**TASK GOAL**. Write out the material again word for word, dropping any images it holds.

# start of DATA SEGMENT

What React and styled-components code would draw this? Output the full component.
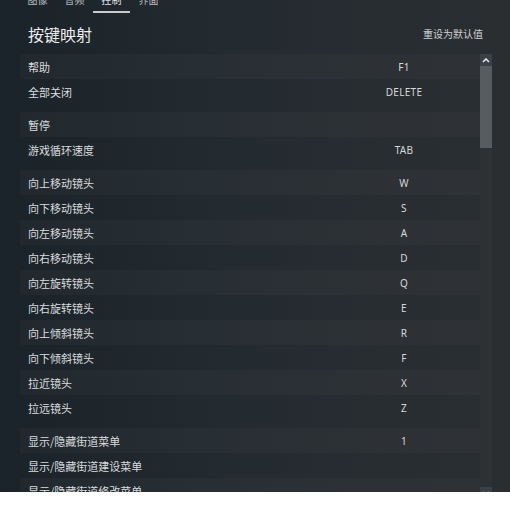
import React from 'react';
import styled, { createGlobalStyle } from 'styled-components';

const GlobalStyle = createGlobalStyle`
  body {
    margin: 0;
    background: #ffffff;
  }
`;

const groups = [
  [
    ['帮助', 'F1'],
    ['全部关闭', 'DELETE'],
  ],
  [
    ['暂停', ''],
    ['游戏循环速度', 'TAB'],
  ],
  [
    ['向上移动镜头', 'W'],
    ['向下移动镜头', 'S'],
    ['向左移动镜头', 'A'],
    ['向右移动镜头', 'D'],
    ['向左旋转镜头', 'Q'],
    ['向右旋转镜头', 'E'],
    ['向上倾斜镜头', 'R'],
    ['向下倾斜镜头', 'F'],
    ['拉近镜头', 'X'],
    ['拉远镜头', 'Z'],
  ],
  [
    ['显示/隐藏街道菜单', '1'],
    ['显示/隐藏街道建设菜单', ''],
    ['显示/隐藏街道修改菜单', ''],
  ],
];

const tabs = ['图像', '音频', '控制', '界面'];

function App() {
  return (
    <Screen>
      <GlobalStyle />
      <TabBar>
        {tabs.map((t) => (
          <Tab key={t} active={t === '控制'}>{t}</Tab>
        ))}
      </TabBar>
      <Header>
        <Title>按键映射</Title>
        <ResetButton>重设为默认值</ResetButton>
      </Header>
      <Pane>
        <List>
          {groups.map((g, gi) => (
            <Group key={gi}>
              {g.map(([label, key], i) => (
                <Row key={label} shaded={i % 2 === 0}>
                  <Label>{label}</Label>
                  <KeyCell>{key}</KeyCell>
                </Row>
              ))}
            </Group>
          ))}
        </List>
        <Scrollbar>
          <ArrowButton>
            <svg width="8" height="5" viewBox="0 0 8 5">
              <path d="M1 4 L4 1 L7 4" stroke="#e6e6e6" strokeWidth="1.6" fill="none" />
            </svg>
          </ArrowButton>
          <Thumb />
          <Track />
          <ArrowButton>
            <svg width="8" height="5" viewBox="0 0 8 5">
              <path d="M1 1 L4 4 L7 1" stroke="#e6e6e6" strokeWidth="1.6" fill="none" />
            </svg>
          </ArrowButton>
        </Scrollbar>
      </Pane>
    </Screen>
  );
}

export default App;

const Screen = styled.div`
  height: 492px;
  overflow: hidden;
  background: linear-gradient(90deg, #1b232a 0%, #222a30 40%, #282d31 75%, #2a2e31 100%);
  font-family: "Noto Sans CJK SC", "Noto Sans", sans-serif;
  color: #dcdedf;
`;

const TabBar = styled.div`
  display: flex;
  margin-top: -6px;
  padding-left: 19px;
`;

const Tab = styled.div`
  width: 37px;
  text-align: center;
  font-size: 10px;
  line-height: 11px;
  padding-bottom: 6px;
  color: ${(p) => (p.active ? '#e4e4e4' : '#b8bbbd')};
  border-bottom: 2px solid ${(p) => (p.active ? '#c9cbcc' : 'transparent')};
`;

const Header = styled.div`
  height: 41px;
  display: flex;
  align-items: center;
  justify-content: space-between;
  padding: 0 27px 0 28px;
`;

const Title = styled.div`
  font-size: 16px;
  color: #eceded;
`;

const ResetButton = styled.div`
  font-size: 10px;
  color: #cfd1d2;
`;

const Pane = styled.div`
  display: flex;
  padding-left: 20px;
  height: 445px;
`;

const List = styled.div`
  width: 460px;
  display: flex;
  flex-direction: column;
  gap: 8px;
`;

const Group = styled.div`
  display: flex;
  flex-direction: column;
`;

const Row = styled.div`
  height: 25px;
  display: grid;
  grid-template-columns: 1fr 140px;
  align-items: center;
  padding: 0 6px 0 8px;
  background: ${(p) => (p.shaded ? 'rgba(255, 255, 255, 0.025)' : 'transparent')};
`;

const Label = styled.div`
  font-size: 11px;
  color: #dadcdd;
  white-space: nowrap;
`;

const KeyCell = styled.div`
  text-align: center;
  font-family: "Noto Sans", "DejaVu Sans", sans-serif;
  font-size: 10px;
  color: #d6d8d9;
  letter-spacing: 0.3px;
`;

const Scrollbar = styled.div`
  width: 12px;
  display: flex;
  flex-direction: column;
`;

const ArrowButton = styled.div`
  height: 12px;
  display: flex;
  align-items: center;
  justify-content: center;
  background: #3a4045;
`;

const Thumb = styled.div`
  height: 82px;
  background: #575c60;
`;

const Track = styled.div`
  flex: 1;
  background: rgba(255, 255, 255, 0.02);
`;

# end of DATA SEGMENT

**SOLUTION BELOW**.
What React and styled-components code would draw this? Output the full component.
import React from 'react';
import styled, { createGlobalStyle } from 'styled-components';

const GlobalStyle = createGlobalStyle`
  body {
    margin: 0;
    background: #ffffff;
  }
`;

const groups = [
  [
    ['帮助', 'F1'],
    ['全部关闭', 'DELETE'],
  ],
  [
    ['暂停', ''],
    ['游戏循环速度', 'TAB'],
  ],
  [
    ['向上移动镜头', 'W'],
    ['向下移动镜头', 'S'],
    ['向左移动镜头', 'A'],
    ['向右移动镜头', 'D'],
    ['向左旋转镜头', 'Q'],
    ['向右旋转镜头', 'E'],
    ['向上倾斜镜头', 'R'],
    ['向下倾斜镜头', 'F'],
    ['拉近镜头', 'X'],
    ['拉远镜头', 'Z'],
  ],
  [
    ['显示/隐藏街道菜单', '1'],
    ['显示/隐藏街道建设菜单', ''],
    ['显示/隐藏街道修改菜单', ''],
  ],
];

const tabs = ['图像', '音频', '控制', '界面'];

function App() {
  return (
    <Screen>
      <GlobalStyle />
      <TabBar>
        {tabs.map((t) => (
          <Tab key={t} active={t === '控制'}>{t}</Tab>
        ))}
      </TabBar>
      <Header>
        <Title>按键映射</Title>
        <ResetButton>重设为默认值</ResetButton>
      </Header>
      <Pane>
        <List>
          {groups.map((g, gi) => (
            <Group key={gi}>
              {g.map(([label, key], i) => (
                <Row key={label} shaded={i % 2 === 0}>
                  <Label>{label}</Label>
                  <KeyCell>{key}</KeyCell>
                </Row>
              ))}
            </Group>
          ))}
        </List>
        <Scrollbar>
          <ArrowButton>
            <svg width="8" height="5" viewBox="0 0 8 5">
              <path d="M1 4 L4 1 L7 4" stroke="#e6e6e6" strokeWidth="1.6" fill="none" />
            </svg>
          </ArrowButton>
          <Thumb />
          <Track />
          <ArrowButton>
            <svg width="8" height="5" viewBox="0 0 8 5">
              <path d="M1 1 L4 4 L7 1" stroke="#e6e6e6" strokeWidth="1.6" fill="none" />
            </svg>
          </ArrowButton>
        </Scrollbar>
      </Pane>
    </Screen>
  );
}

export default App;

const Screen = styled.div`
  height: 492px;
  overflow: hidden;
  background: linear-gradient(90deg, #1b232a 0%, #222a30 40%, #282d31 75%, #2a2e31 100%);
  font-family: "Noto Sans CJK SC", "Noto Sans", sans-serif;
  color: #dcdedf;
`;

const TabBar = styled.div`
  display: flex;
  margin-top: -6px;
  padding-left: 19px;
`;

const Tab = styled.div`
  width: 37px;
  text-align: center;
  font-size: 10px;
  line-height: 11px;
  padding-bottom: 6px;
  color: ${(p) => (p.active ? '#e4e4e4' : '#b8bbbd')};
  border-bottom: 2px solid ${(p) => (p.active ? '#c9cbcc' : 'transparent')};
`;

const Header = styled.div`
  height: 41px;
  display: flex;
  align-items: center;
  justify-content: space-between;
  padding: 0 27px 0 28px;
`;

const Title = styled.div`
  font-size: 16px;
  color: #eceded;
`;

const ResetButton = styled.div`
  font-size: 10px;
  color: #cfd1d2;
`;

const Pane = styled.div`
  display: flex;
  padding-left: 20px;
  height: 445px;
`;

const List = styled.div`
  width: 460px;
  display: flex;
  flex-direction: column;
  gap: 8px;
`;

const Group = styled.div`
  display: flex;
  flex-direction: column;
`;

const Row = styled.div`
  height: 25px;
  display: grid;
  grid-template-columns: 1fr 140px;
  align-items: center;
  padding: 0 6px 0 8px;
  background: ${(p) => (p.shaded ? 'rgba(255, 255, 255, 0.025)' : 'transparent')};
`;

const Label = styled.div`
  font-size: 11px;
  color: #dadcdd;
  white-space: nowrap;
`;

const KeyCell = styled.div`
  text-align: center;
  font-family: "Noto Sans", "DejaVu Sans", sans-serif;
  font-size: 10px;
  color: #d6d8d9;
  letter-spacing: 0.3px;
`;

const Scrollbar = styled.div`
  width: 12px;
  display: flex;
  flex-direction: column;
`;

const ArrowButton = styled.div`
  height: 12px;
  display: flex;
  align-items: center;
  justify-content: center;
  background: #3a4045;
`;

const Thumb = styled.div`
  height: 82px;
  background: #575c60;
`;

const Track = styled.div`
  flex: 1;
  background: rgba(255, 255, 255, 0.02);
`;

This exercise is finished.